La construction du surclassement dans Electre III et
Electre Tri part d'indices de concordance et de discordance permettant
d'intégrer l'aspect multidimensionnel de notre problématique.
Elle passe aussi par l'agrégation d'un système de
pondérations permettant de traduire l'importance des critères.
Ceci est utile à l'évaluation du niveau de développement,
de convergence ou de transition d'un échantillon de pays. Dans ce sens,
les procédures Electre III et Tri correspondent parfaitement à
l'application que nous envisageons de faire. Electre III répond à
une problématique de rangement et aboutit à un classement des
pays sur un axe unidimensionnel. Electre Tri répond à une
problématique d'affectation et donne lieu à une classification
des pays en catégories hiérarchisées.
La construction des relations de surclassement dans
Electre III correspond parfaitement au rating car elle résulte d'une
comparaison entre les actions. Dans Electre Tri, ces actions sont
positionnées par rapport à des normes préétablies,
ce qui correspond exactement au benchmarking. Dans ce dernier cas, les profils
de référence, qui sont en général inspirés
de situations concrètes, sont identifiés comme bonnes pratiques
(benchmarks) et donnent à la démarche davantage de
réalisme.
Rappelons que la critique dirigée contre ces
deux méthodes, à propos du manque d'objectivité de la
pondération, peut être contournée. Il suffit, par exemple,
d'identifier une relation de corrélation entre les critères et le
phénomène qu'ils sont censés représenter.

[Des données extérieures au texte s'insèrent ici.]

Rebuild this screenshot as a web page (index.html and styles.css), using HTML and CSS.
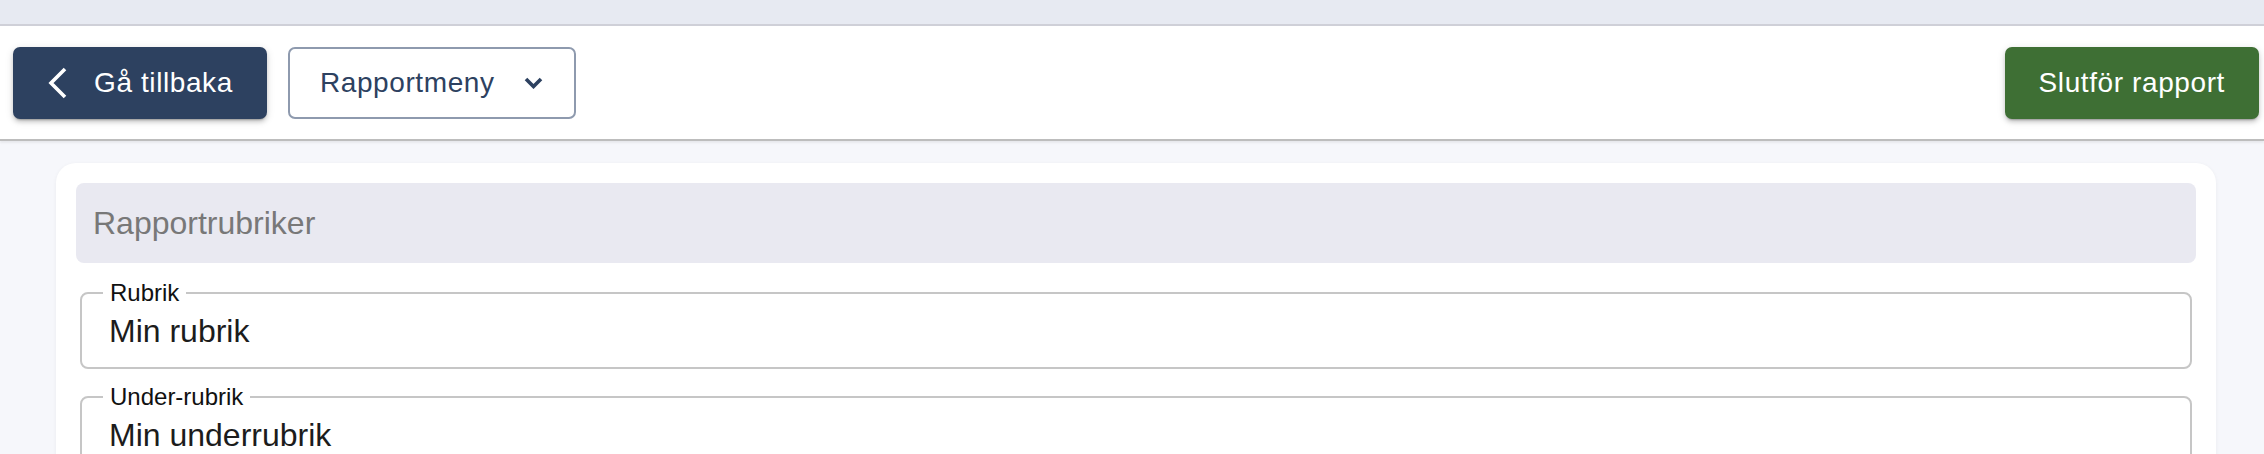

Concrètement, il s'agit d'élaborer une régression
linéaire simple ou multiple. Les indices de corrélation entre la
variable expliquée (le phénomène étudié) et
les variables explicatives (les critères) donnent directement une
équivalence en termes de poids. Ceux-ci sont ensuite
insérés dans les algorithmes d'Electre.
C'est en l'occurrence ce que nous envisageons de faire
au niveau de notre cas pratique (chapitre III). Pour le choix des variables
indépendantes, nous proposons de partir de la revue de
littérature relative au système de représentation
(chapitre I). Elle permet de mettre en exergue l'intensité du lien entre
la croissance économique et les différents facteurs du
développement.
Revenons à présent à l'analyse
critique et néanmoins constructive des méthodes
multicritères considérées. Notre objectif est de
rassembler, autant que possible, les arguments en faveur de notre postulat de
départ. Il s'agit de confirmer la compatibilité des
méthodes Electre III et Electre Tri aux procédures de rating et
de benchmarking.
a. Avantages et inconvénients d'Electre III
Electre III présente de nombreux avantages, en
particulier au niveau de l'information contenue dans la matrice de
décision. Celle-ci est exploitée de façon graduelle,
grâce à l'introduction de seuils d'indifférence et de
préférence. Les classements ainsi obtenus sont justifiés
par l'information disponible et les conclusions qui s'en suivent sont
fondées. Le résultat est d'autant plus nuancé que le
surclassement passe par plusieurs systèmes relationnels de
préférences. L'intersection des classements ascendant et
descendant donne lieu à un classement final plus robuste. Ce classement
est d'autant plus fiable qu'il n'est pas obtenu par la simple addition des
rangs intermédiaires.
Il passe par un procédé de distillation
qui agit comme un filtre sur le surclassement des actions. Electre III est
moins permissive qu'Electre II car elle introduit un nombre plus important de
paramètres. En effet, les indices de crédibilité, les
seuils de discrimination et les ë-qualifications
donnent de la subtilité au modèle. On passe de la simple
comparaison à la distillation pour réduire le nombre d'ex
æquo. En contrepartie, les algorithmes sont plus complexes et moins
accessibles aux non-initiés (opacité du procédé de
distillation).
D'un point de vue technique, l'intersection des
classements direct et inverse engendre un classement médian parfois
paradoxal : une action en tête du classement direct et en fin du
classement inverse16 a le même rang qu'une action en
tête du classement inverse et en fin du classement direct17.
C'est exactement le même problème qui s'est posé au niveau
d'Electre II.
Enfin, notons que les seuils d'indifférence et
de préférence d'Electre III sont fixés de façon
empirique par l'évaluateur et le décideur. Ces paramètres
n'ont pas de mode de calcul défini au préalable et sont par
conséquent exogènes au modèle. Nous remédions
à cette situation en proposant, dans le chapitre III, une
démarche de calcul systématique des seuils. Il s'agit
d'algorithmes permettant de les obtenir de façon intrinsèque et
d'en faire des paramètres endogènes.